You have to give your landlord a written demand to make repairs by certified mail ( a written notice from a housing inspector is also sufficient). The landlord must have a reasonable time to make the repair -- beyond 30 days is normally considered unreasonable.
If the landlord does not make the repair, then the tenant may file for a rent escrow hearing. Such affirmative rent escrow allows the tenant to seek rent escrow before having to withhold rent. Many tenants, however, after giving the landlord reasonable time, withhold rent and are taken to Rent Court by the landlord. At that point, the tenant may request rent escrow. Although this is normally a faster process, it does involve some risk for the tenant.
If the judge does not grant escrow, the tenant may have to pay late charges and court costs.
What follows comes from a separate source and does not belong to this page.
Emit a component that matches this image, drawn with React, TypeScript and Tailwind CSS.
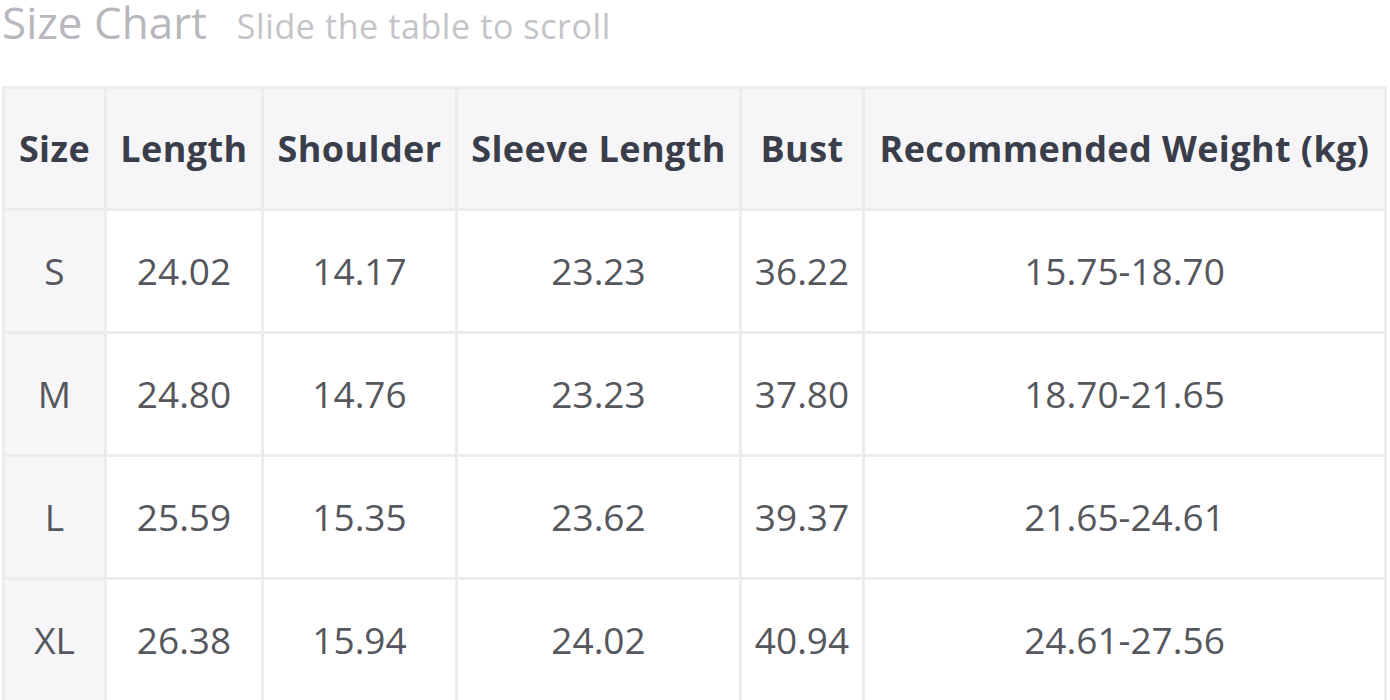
const headers = ["Size", "Length", "Shoulder", "Sleeve Length", "Bust", "Recommended Weight (kg)"]

const rows = [
  ["S", "24.02", "14.17", "23.23", "36.22", "15.75-18.70"],
  ["M", "24.80", "14.76", "23.23", "37.80", "18.70-21.65"],
  ["L", "25.59", "15.35", "23.62", "39.37", "21.65-24.61"],
  ["XL", "26.38", "15.94", "24.02", "40.94", "24.61-27.56"],
]

const widths = ["w-[102px]", "w-[157px]", "w-[194px]", "w-[284px]", "w-[123px]", "w-[522px]"]

export default function App() {
  return (
    <div className="w-[1390px] h-[700px] overflow-hidden bg-white font-['Open_Sans',sans-serif]">
      <div className="flex h-[44px] items-baseline gap-[30px] pl-[2px]">
        <h2 className="text-[44px] leading-[44px] text-[#b8b8bc]">Size Chart</h2>
        <span className="text-[34px] leading-[44px] text-[#c4c4c8] tracking-[0.6px]">Slide the table to scroll</span>
      </div>
      <table className="mt-[42px] ml-[2px] table-fixed border-collapse">
        <colgroup>
          {widths.map((w, i) => (
            <col key={i} className={w} />
          ))}
        </colgroup>
        <thead>
          <tr className="h-[122px] bg-[#f6f6f8]">
            {headers.map((h) => (
              <th
                key={h}
                className="border-[3px] border-[#ececee] text-center text-[36px] font-bold text-[#3a3e4a] tracking-[0.4px] whitespace-nowrap px-0"
              >
                {h}
              </th>
            ))}
          </tr>
        </thead>
        <tbody>
          {rows.map((r) => (
            <tr key={r[0]} className="h-[123px]">
              {r.map((c, i) => (
                <td
                  key={i}
                  className={
                    "border-[3px] border-[#ececee] text-center text-[37px] text-[#55575c] " +
                    (i === 0 ? "bg-[#f6f6f8]" : "bg-white")
                  }
                >
                  {c}
                </td>
              ))}
            </tr>
          ))}
        </tbody>
      </table>
    </div>
  )
}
To establish rent escrow, the tenant must have a case which would include the following:
proper notice to the landlord
repair which could affect life, health and safety
damages which were not caused by the tenant
a condition which has not been remedied
the tenant has not refused reasonable entry for the landlord to make repair
the tenant has a good rent record
The tenant must also have the full rent to pay to the court.
If the decision is in favor of the tenant, the judge may order the landlord to:
make the needed repair
reduce the rent to an amount that fairly represents the condition of the premises
order the rent to be paid to the court with a refund of part of the rent to be given to the tenant when the repairs are made
If the tenant desires, the judge may also end the tenancy.
The hope in a rent escrow situation is that the landlord will make the needed repairs after receiving the tenant's certified letter and that the tenant will not have to go to court. This is more likely if the tenant also files a complaint with a local housing inspector.
Baltimore City law now allows rent escrow to be used to cover items not essential to health and safety, if such were promised in the written lease or in a written inducement to rent. For example, failure to repair a dishwasher or failure to provide promised free parking.
This is a long, drawn out process. If you're leaving anyway, and you don't have a written lease, you should just give 30 days notice that you're moving out and there is no fuss.